[Begin]
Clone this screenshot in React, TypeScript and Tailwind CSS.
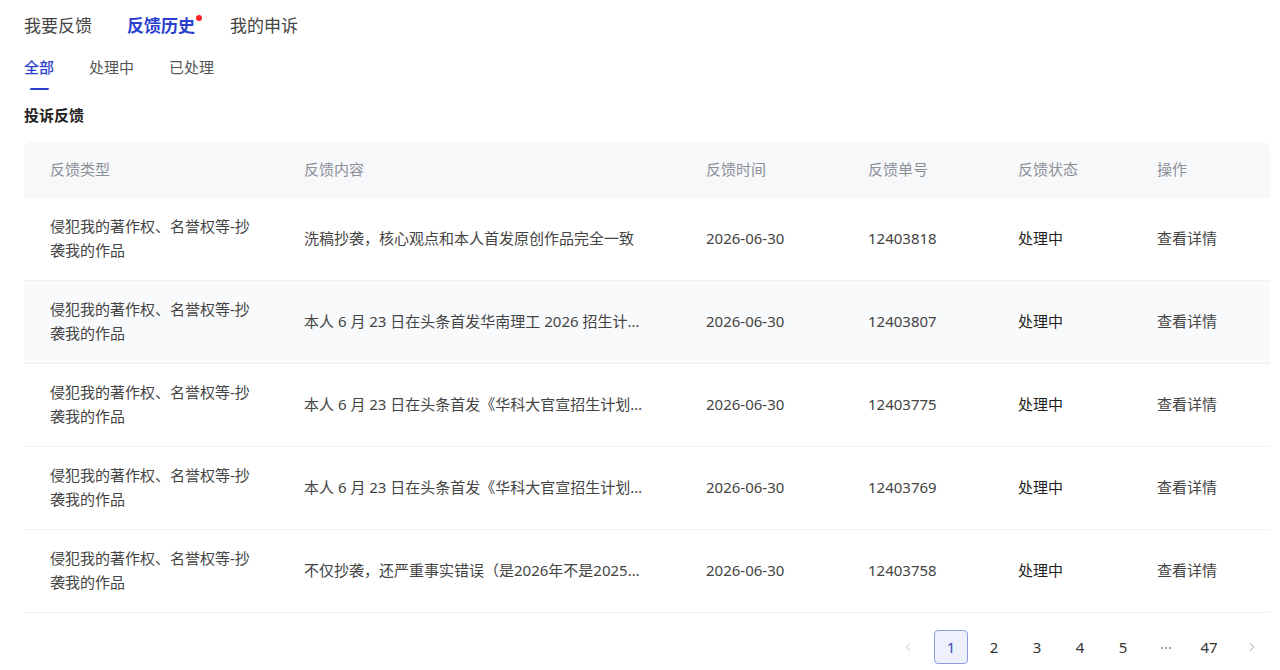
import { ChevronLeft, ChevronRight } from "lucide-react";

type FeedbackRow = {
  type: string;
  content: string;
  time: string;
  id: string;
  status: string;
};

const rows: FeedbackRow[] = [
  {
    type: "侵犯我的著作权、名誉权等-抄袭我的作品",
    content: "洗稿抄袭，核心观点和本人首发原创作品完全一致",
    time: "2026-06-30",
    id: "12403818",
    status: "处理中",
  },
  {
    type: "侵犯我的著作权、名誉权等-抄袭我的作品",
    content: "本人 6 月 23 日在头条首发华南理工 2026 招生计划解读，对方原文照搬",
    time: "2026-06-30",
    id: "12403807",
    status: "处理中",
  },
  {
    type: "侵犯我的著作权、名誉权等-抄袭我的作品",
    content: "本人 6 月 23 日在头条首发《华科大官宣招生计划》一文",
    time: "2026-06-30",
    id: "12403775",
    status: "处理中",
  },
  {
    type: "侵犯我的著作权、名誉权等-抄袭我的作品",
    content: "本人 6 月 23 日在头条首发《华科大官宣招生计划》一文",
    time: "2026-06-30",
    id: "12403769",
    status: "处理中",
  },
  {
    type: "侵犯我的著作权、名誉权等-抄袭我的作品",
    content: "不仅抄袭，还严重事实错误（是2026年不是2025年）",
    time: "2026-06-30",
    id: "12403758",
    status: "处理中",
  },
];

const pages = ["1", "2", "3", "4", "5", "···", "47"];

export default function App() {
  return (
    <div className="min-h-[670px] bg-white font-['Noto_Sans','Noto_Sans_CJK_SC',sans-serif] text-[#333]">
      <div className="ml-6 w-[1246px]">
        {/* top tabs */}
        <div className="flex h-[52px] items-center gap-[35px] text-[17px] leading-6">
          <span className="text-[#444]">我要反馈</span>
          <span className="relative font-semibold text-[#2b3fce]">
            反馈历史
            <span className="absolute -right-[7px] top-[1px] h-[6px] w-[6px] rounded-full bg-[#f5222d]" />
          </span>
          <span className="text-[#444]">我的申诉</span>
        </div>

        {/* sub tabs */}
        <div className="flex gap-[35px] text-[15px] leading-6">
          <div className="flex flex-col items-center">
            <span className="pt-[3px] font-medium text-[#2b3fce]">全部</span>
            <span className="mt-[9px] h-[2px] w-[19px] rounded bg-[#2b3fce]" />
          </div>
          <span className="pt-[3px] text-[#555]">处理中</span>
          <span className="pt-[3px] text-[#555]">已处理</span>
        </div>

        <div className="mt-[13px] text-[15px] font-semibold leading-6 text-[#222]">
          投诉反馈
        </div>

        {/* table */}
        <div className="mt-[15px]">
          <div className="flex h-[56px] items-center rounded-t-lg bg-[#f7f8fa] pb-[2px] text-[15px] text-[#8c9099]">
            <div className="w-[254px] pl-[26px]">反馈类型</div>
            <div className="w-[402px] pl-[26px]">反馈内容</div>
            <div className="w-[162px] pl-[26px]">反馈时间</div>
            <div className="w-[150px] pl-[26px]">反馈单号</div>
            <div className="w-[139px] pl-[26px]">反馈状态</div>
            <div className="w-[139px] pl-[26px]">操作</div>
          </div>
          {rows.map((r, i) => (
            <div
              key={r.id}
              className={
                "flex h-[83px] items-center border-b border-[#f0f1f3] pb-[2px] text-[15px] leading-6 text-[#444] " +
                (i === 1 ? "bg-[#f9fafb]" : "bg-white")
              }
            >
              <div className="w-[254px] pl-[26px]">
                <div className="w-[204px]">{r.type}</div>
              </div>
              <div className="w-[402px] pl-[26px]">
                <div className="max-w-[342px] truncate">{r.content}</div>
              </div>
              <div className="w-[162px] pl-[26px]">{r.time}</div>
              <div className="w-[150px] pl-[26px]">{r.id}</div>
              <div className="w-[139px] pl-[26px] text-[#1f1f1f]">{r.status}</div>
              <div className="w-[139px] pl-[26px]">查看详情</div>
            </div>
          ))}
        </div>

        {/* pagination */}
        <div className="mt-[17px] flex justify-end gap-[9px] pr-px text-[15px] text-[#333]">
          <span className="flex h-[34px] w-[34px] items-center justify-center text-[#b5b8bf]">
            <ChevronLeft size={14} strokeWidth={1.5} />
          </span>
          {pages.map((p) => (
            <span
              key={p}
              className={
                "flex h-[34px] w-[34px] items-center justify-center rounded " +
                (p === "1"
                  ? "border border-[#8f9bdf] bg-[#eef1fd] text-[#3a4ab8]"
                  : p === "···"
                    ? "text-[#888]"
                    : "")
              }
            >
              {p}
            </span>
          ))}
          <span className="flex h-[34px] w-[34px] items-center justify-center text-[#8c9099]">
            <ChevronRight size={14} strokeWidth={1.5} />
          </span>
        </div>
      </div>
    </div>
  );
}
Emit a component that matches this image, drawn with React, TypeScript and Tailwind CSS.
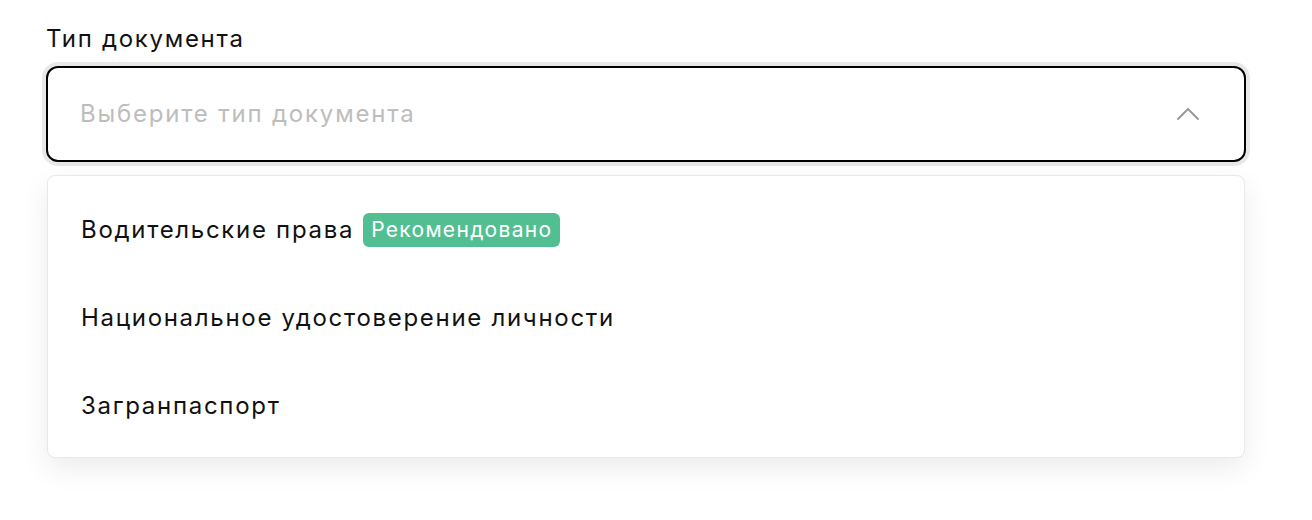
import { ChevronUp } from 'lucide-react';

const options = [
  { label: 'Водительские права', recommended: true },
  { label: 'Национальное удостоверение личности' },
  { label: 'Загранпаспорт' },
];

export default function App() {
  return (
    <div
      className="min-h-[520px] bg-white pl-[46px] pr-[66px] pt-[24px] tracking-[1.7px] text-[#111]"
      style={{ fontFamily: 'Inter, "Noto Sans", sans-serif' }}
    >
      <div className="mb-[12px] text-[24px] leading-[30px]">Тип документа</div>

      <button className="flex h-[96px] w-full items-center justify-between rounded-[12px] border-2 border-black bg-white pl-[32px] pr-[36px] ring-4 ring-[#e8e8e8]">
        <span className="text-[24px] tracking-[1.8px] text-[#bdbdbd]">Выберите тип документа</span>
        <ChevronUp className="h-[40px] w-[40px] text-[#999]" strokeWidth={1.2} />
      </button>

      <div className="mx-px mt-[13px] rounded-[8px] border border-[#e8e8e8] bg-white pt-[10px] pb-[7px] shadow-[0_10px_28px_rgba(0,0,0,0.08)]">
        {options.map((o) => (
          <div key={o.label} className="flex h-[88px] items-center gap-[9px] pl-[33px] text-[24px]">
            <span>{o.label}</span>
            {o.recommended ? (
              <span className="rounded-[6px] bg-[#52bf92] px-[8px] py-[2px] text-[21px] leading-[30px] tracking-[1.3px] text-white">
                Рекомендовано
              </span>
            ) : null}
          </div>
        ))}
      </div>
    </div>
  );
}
[End]
[Begin]
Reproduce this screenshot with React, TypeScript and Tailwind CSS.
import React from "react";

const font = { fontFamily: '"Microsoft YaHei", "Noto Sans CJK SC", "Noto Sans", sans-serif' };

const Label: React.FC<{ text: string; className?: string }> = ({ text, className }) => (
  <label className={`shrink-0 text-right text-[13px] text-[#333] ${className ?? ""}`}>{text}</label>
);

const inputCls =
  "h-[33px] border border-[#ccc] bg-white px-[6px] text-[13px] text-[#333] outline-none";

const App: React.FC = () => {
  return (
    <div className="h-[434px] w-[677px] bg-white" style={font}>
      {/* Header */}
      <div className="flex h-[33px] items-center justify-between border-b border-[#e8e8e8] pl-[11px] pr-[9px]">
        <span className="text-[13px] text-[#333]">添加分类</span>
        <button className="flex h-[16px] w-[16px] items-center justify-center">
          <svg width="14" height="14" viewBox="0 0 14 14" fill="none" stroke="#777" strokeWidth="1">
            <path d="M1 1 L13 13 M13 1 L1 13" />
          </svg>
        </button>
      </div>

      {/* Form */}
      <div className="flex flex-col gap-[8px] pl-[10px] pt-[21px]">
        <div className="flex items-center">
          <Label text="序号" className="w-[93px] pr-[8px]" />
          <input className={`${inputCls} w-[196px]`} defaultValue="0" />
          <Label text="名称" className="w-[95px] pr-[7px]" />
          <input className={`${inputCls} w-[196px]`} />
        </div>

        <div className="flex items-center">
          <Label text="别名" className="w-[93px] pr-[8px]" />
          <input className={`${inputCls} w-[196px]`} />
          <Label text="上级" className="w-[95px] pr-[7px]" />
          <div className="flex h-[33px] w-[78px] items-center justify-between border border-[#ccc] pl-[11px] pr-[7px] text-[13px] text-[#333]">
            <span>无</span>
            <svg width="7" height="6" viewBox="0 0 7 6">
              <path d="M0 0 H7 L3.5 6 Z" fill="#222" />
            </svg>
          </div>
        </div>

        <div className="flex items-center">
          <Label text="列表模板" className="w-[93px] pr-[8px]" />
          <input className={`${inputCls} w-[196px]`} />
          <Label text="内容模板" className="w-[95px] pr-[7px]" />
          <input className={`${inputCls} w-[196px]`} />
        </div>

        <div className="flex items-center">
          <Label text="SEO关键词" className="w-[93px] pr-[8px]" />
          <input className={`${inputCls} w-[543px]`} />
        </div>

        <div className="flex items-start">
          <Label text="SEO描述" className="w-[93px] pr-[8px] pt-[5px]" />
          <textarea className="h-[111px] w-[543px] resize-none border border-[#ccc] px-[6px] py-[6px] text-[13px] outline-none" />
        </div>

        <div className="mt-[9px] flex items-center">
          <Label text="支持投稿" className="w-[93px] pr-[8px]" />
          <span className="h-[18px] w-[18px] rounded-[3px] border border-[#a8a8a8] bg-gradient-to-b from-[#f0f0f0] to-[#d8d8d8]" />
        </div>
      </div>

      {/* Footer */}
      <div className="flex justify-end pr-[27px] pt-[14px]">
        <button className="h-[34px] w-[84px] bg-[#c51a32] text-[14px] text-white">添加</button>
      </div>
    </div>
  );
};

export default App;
[End]
__What to work on__
Where a line holds "with", copy that line.

__Full response__
Emit a component that matches this image, drawn with React, TypeScript and Tailwind CSS.
Reproduce this screenshot with React, TypeScript and Tailwind CSS.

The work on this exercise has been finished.